▶ Recorded data
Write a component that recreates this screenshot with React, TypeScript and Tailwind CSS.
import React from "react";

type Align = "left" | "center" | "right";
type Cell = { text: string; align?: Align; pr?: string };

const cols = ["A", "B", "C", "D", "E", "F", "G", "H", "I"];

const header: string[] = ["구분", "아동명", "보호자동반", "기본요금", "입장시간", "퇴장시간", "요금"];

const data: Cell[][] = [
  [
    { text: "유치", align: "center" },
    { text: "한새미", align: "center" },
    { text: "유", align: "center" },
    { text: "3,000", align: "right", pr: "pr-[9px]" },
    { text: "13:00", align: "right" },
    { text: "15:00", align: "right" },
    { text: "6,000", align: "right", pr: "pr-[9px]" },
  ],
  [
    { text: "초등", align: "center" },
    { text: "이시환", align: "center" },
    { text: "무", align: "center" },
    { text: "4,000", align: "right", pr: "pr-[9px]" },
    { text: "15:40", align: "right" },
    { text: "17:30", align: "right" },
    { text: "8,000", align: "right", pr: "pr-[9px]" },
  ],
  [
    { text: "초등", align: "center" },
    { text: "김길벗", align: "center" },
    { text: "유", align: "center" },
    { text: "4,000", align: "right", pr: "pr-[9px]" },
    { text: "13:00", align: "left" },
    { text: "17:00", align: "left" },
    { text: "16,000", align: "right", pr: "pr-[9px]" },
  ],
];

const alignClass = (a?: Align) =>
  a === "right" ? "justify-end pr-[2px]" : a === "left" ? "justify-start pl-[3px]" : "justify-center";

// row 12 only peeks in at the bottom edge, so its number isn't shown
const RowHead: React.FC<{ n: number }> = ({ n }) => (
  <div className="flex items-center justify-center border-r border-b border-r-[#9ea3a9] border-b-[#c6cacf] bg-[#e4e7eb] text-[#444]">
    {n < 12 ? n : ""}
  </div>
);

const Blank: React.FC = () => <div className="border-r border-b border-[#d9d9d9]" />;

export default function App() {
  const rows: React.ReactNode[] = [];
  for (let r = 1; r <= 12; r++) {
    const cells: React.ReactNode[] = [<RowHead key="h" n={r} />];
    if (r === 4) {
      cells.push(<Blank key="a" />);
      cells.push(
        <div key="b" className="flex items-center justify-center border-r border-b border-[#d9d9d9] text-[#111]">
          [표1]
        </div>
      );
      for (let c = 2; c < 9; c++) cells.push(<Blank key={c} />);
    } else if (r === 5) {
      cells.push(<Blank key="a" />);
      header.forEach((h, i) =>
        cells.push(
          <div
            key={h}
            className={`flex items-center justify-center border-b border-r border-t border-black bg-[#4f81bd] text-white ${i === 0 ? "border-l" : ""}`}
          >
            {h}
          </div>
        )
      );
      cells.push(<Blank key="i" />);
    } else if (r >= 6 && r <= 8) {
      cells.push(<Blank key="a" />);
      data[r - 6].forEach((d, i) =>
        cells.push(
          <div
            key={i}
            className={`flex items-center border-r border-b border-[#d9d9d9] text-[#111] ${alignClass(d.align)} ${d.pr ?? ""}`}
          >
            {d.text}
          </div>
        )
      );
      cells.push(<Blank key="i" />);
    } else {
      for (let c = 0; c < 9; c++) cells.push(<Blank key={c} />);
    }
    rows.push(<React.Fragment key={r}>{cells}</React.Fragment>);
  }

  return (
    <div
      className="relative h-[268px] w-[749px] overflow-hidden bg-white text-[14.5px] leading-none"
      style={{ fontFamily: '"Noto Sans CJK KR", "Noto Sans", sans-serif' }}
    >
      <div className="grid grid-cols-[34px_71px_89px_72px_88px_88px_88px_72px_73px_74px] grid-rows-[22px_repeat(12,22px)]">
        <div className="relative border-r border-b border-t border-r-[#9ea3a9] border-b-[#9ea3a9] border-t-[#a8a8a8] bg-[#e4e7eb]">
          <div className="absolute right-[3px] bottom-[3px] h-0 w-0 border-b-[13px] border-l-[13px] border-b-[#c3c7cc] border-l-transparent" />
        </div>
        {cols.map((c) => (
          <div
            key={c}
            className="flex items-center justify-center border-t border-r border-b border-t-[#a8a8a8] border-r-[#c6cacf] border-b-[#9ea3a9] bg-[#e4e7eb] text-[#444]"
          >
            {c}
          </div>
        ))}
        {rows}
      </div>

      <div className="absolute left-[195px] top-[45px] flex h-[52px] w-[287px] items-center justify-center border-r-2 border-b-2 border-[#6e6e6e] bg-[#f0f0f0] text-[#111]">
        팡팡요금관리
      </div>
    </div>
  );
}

▶ Work to be completed
Search the data for the string "React" and copy each line where it appears.

▶ Completed exercise
Write a component that recreates this screenshot with React, TypeScript and Tailwind CSS.
import React from "react";
const RowHead: React.FC<{ n: number }> = ({ n }) => (
const Blank: React.FC = () => <div className="border-r border-b border-[#d9d9d9]" />;
  const rows: React.ReactNode[] = [];
    const cells: React.ReactNode[] = [<RowHead key="h" n={r} />];
    rows.push(<React.Fragment key={r}>{cells}</React.Fragment>);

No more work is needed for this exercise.